Preston Manning calls for metering and pricing to conserve water

September 18, 2009

In a speech last week to the Empire Club of Canada, Preston Manning addressed looming water shortages in southern Alberta. He called for “a provincial policy requiring Albertans to meter and measure the use of every drop of water consumed in the province and the attachment of a price to that water to conserve and allocate it efficiently.”

He explained, “if you want a clear and comprehensive signal with respect to the value and environmental costs of using and sustaining water resources to be sent to every water consumer, every day, dozens of times a day, every time any one of us turns on a tap or any business or industry sticks a pipe into a river or a reservoir, there is absolutely no substitute for communicating these messages through a properly established pricing system.”

Mr. Manning’s larger message was that we must harness not only on government regulation but also markets in pursuing environmental sustainability. Politicians, he noted, tend to rely primarily on the former. Regulation “is the automatic response of a lawmaker to any societal problem attributable in whole or in part to the actions of individuals, companies, and the private sector. If in doubt, regulate. If in doubt, legislate. At least you will appear to be doing something, and it is something that you as a legislator are in a position to do.”
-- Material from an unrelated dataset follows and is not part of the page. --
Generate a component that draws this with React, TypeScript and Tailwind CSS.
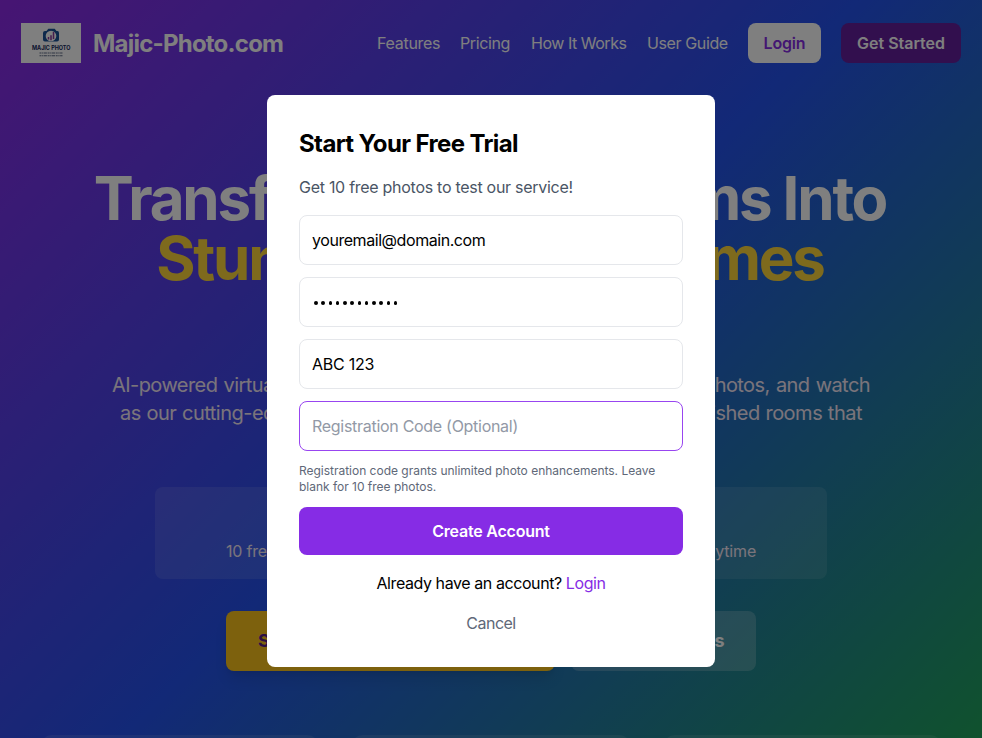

But regulation, while an important tool, has its limits. Markets are also necessary. Markets serve two important functions: “At the core of harnessing markets to environmental conservation is the task of attaching a price to those outputs of our extraction/production/distribution processes which have negative environmental effects – a price that reflects the cost of eliminating or mitigating those effects and that ensures that those costs are included in the price of the good or service being produced…. Also at the core of harnessing markets to environmental conservation is the task of attaching a price to the ecological goods and services delivered by ecosystems such as watersheds – goods and services that are currently under-priced or not priced at all.”